The NZCTU Te Kauae Kaimahi is celebrating the Court of Appeal ruling that Uber drivers were misclassified as contractors and is calling on Brooke van Velden to abandon her plans to block workers misclassified as contractors from testing their employment status in court.

The Court of Appeal’s has ruled that a worker’s status as either an independent contractor or an employee must be determined by the real nature and circumstances of the work and how the working relationship functions. Independent contractors are independent businesses, whereas workers perform work for their employer’s business.

“This is a tremendous victory for working people in Aotearoa New Zealand,” said NZCTU President Richard Wagstaff.

“The ruling proves why workers need access to justice, to challenge unscrupulous employers like Uber who are circumventing employment law by hiring people as contractors.

“Mislabelling genuine employees as independent contractors exposes workers to exploitation, denying them many of the basic protections and entitlements that are provided for employees, such as sick and annual leave, minimum wage, protection of hours and protection from unjustifiable dismissal.

“If Minister van Velden had her way, these Uber drivers wouldn’t have been able to even get their case heard in court. The implications of that are profound would undermine the very foundations of employment law.

“It would create a system that further incentivises companies to exploit the contractor loophole, undermining fair competition and eroding standard employment conditions across industries and the entire economy.
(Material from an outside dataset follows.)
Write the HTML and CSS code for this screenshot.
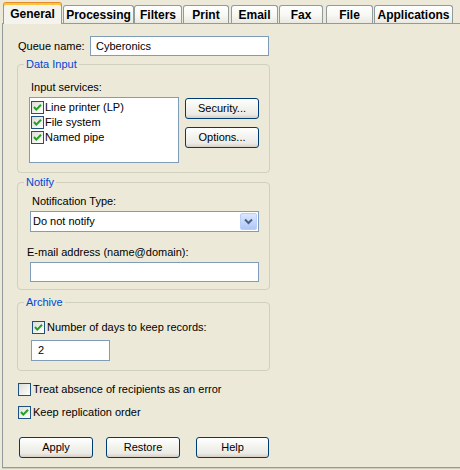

“The Minister must listen to the judgement of the Court of Appeal and recognise the rights of workers to have cases heard in the courts. There is now no excuse to pursue her unethical plans for contractor reform.

“The executive branch has a duty to uphold the rights of workers to test their employment status in court. Attempting to remove their ability to do so, because they don’t like the judicial branch’s decisions, would be an affront to constitutional norms in New Zealand.

“With the rise of the so-called “gig economy”, cases of workers being misclassified as contractors are more and more frequent. The Court of Appeal notes that whether a someone is an employee has “assumed increased importance in light of the growing fragmentation, casualisation, and globalisation of work and workforces in New Zealand”.

“Everyone deserves good work – work that is well-paid, safe and secure and has minimum rights and conditions. That means they need the legal protections afforded to employees,” said Wagstaff.